Glutathione (GSH) is an antioxidant that plays several important roles in wine, including the limitation of browning and of atypical ageing off-flavours and the preservation of important varietal aroma compounds. In finished wines, however, GSH concentration varies significantly. The influence of several oenological factors, including yeast strain, extended lees contact and yeast assimilable nitrogen content, on the concentration of GSH in wine and in a model wine has been investigated.

Methods and Results

The influence of 20 commercial Saccharomyces cerevisiae wine yeast strains on the GSH content after alcoholic fermentation was evaluated in a chemically defined grape juice (CDGJ). A significant difference was observed between strains, with some strains resulting in a GSH content sevenfold higher than that of other strains.
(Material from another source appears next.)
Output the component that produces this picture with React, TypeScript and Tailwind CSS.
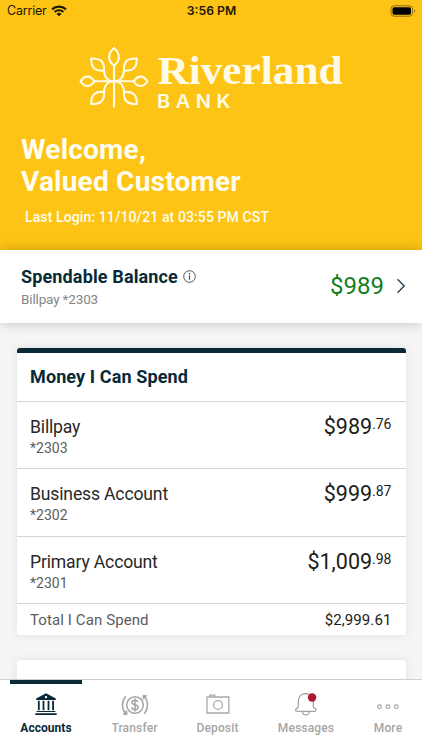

In Sauvignon Blanc grape juice with a range of initial GSH concentration, the concentration of GSH fluctuated during fermentation. After alcoholic fermentation, however, GSH concentration was generally lower than that initially present in the juice; strains that resulted in the highest GSH concentration in the wines prepared from CDGJ did not necessarily display a similar trend in grape juice.

Conclusions

Yeast strains have a significant impact on the GSH concentration in finished wines, but specific outcomes are dependent on as yet unknown environmental factors. Yeast assimilable nitrogen concentration in a CDGJ did not impact on GSH concentration after fermentation, and GSH concentration generally decreases during ageing irrespective of the yeast strain or the presence of lees.

Significance of the Study

The data highlight the influence of certain vinification practices on the GSH concentration in wine and suggest strategies to increase the GSH concentration in commercial wines. Such strategies may help to reduce the use of sulfur dioxide by the industry.